The Taiwanese have kept an eagle eye on political events in Hong Kong since before the 1997 handover. From the start they were sceptical about the Beijing’s talk of “two systems in one country” and pledges of peaceful reunification. Recent events in Hong Kong have confirmed their scepticism and is threatening to ignite a 71-year-old Asian powder keg which could all too easily lead to a Sino-American showdown.
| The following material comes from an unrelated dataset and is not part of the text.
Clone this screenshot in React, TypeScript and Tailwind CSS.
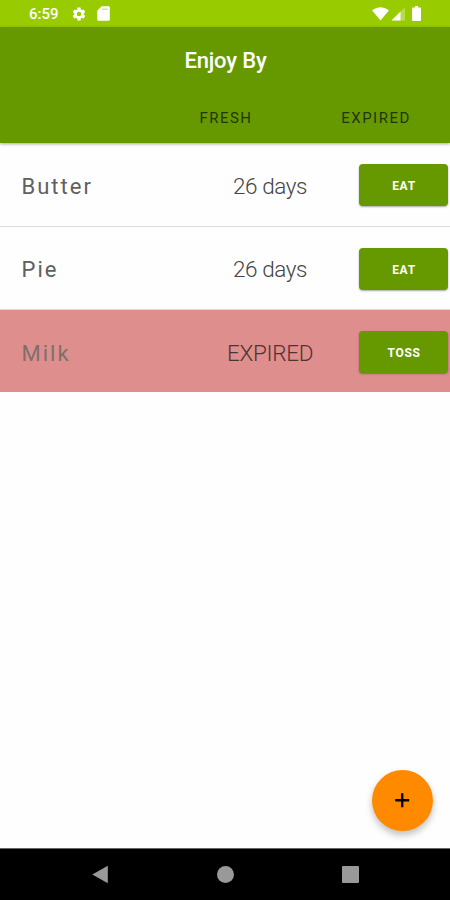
import type { ReactNode } from 'react';

type Item = { name: string; status: string; action: string; expired?: boolean };

const items: Item[] = [
  { name: 'Butter', status: '26 days', action: 'EAT' },
  { name: 'Pie', status: '26 days', action: 'EAT' },
  { name: 'Milk', status: 'EXPIRED', action: 'TOSS', expired: true },
];

function StatusBar() {
  return (
    <div className="flex h-[27px] shrink-0 items-center bg-[#99cc00] pl-[29px] pr-[27px] text-white">
      <span className="w-[42px] pt-[2px] text-[15px] font-medium leading-none">6:59</span>
      <svg className="size-4" viewBox="0 0 24 24" fill="currentColor">
        <path d="M19.14 12.94c.04-.3.06-.61.06-.94 0-.32-.02-.64-.07-.94l2.03-1.58a.49.49 0 0 0 .12-.61l-1.92-3.32a.49.49 0 0 0-.59-.22l-2.39.96c-.5-.38-1.03-.7-1.62-.94l-.36-2.54A.48.48 0 0 0 13.92 2.4h-3.84c-.24 0-.43.17-.47.41l-.36 2.54c-.59.24-1.13.57-1.62.94l-2.39-.96a.48.48 0 0 0-.59.22L2.74 8.87a.48.48 0 0 0 .12.61l2.03 1.58c-.05.3-.09.63-.09.94s.02.64.07.94l-2.03 1.58a.49.49 0 0 0-.12.61l1.92 3.32c.12.22.37.29.59.22l2.39-.96c.5.38 1.03.7 1.62.94l.36 2.54c.05.24.24.41.48.41h3.84c.24 0 .44-.17.47-.41l.36-2.54c.59-.24 1.13-.56 1.62-.94l2.39.96c.22.08.47 0 .59-.22l1.92-3.32a.48.48 0 0 0-.12-.61zM12 15.4a3.4 3.4 0 1 1 0-6.8 3.4 3.4 0 0 1 0 6.8z" />
      </svg>
      <svg className="ml-[10px] h-[15px] w-[13px]" viewBox="0 0 13 15" fill="currentColor">
        <path d="M4.7 .3H11.5Q12.8 .3 12.8 1.6V13.4Q12.8 14.7 11.5 14.7H1.5Q.2 14.7 .2 13.4V4.8Z" />
        <path d="M5 3.2H10.8" stroke="#99cc00" strokeOpacity=".7" />
      </svg>
      <span className="grow" />
      <svg className="h-4 w-[51px]" viewBox="0 0 51 16" fill="currentColor">
        <path d="M0 4.2Q8.5-1.8 17 4.2L8.5 14.5Z" />
        <path d="M19.5 14.5L33 1.5V14.5Z" opacity=".3" />
        <path d="M19.5 14.5L28.5 5.5V14.5Z" />
        <path d="M43 0H46V1.5H48Q49 1.5 49 2.5V14Q49 15 48 15H41Q40 15 40 14V2.5Q40 1.5 41 1.5H43Z" />
      </svg>
    </div>
  );
}

function Header() {
  return (
    <header className="z-10 flex h-[116px] shrink-0 flex-col bg-[#669900] shadow-[0_1px_3px_rgba(0,0,0,0.35)]">
      <h1 className="flex h-[66px] items-center justify-center pl-px text-[22px] font-medium tracking-[-0.15px] text-white">
        Enjoy By
      </h1>
      <div className="grid h-[50px] grid-cols-3 items-center text-center text-[15px] tracking-[1.5px] text-[#213600]">
        <span className="pl-[2px]" />
        <span className="pl-[2px]">FRESH</span>
        <span className="pl-[2px]">EXPIRED</span>
      </div>
    </header>
  );
}

function Row({ name, status, action, expired }: Item) {
  return (
    <li
      className={
        expired
          ? 'flex h-[82px] items-center bg-[#df8e8e]'
          : 'flex h-[83.5px] items-center border-b border-[#dcdcdc]'
      }
    >
      <span
        className={
          expired
            ? 'w-[180px] pl-[21.5px] pt-[4px] text-[22px] tracking-[2px] text-[#7c706d]'
            : 'w-[180px] pl-[21.5px] pt-[4px] text-[22px] tracking-[2px] text-[#606060]'
        }
      >
        {name}
      </span>
      <span
        className={
          expired
            ? 'w-[179px] pl-px pt-[5px] text-center text-[22.5px] font-light tracking-[-0.3px] text-[#4f3333]'
            : 'w-[179px] pl-px pt-[5px] text-center text-[22.5px] font-light tracking-[-0.4px] text-[#444444]'
        }
      >
        {status}
      </span>
      <button className="mt-[2px] h-[42px] w-[89px] rounded-[4px] bg-[#669900] pl-px pt-[2px] text-[12px] font-bold tracking-[0.7px] text-white shadow-[0_1px_2px_rgba(0,0,0,0.35)]">
        {action}
      </button>
    </li>
  );
}

function NavCell({ children }: { children: ReactNode }) {
  return <span className="flex w-[125px] items-center justify-center">{children}</span>;
}

export default function App() {
  return (
    <div className="flex h-[900px] w-[450px] flex-col overflow-hidden bg-[#fefefe] font-[Roboto,sans-serif]">
      <StatusBar />
      <Header />
      <main className="relative grow">
        <ul>
          {items.map((item) => (
            <Row key={item.name} {...item} />
          ))}
        </ul>
        <button
          aria-label="Add"
          className="absolute bottom-[17.5px] right-[17px] flex size-[61px] items-center justify-center rounded-full bg-[#ff8a00] shadow-[0_4px_7px_rgba(0,0,0,0.25)]"
        >
          <svg className="size-[17px]" viewBox="0 0 17 17" stroke="#000" strokeWidth="2.4">
            <path d="M8.2 1.2V15.2M1.2 8.2H15.2" />
          </svg>
        </button>
      </main>
      <nav className="flex h-[52px] shrink-0 justify-center border-t border-[#666666] bg-black text-[#999999]">
        <NavCell>
          <svg className="h-[19px] w-[17px]" viewBox="0 0 17 19" fill="currentColor">
            <path d="M15.8 .7V18.3L.3 9.5Z" />
          </svg>
        </NavCell>
        <NavCell>
          <span className="size-[17px] rounded-full bg-[#999999]" />
        </NavCell>
        <NavCell>
          <span className="size-[17px] rounded-[1px] bg-[#999999]" />
        </NavCell>
      </nav>
    </div>
  );
}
The dispute dates back to 1949 when Chiang Kai-shek, leader of China’s Kuomintang government, fled across the Taiwan Straits a few months before Mao Zedong’s Chinese Communist Party declared victory in the long-running Chinese Civil War. He took with him China’s gold reserves, American-backing, a permanent seat on the UN Security Council and a totally unrealistic claim to rule the 3.7 billion square miles of Mainland China from an offshore island of 13,980 square miles.

It couldn’t last. And it didn’t. In 1971 Taiwan lost its seat on the Security Council and the UN. In 1979 the US caved into the pressures of realpolitik and extended diplomatic recognition to Beijing. It maintained a de-facto embassy in the Taiwanese capital Taipei and pledged itself to the continued defense of the island, but in the eyes of Beijing and the rest of the world it was the de jure recognition that counted. Today there are only 15 countries (including the Vatican) that have diplomatic relations with Taiwan.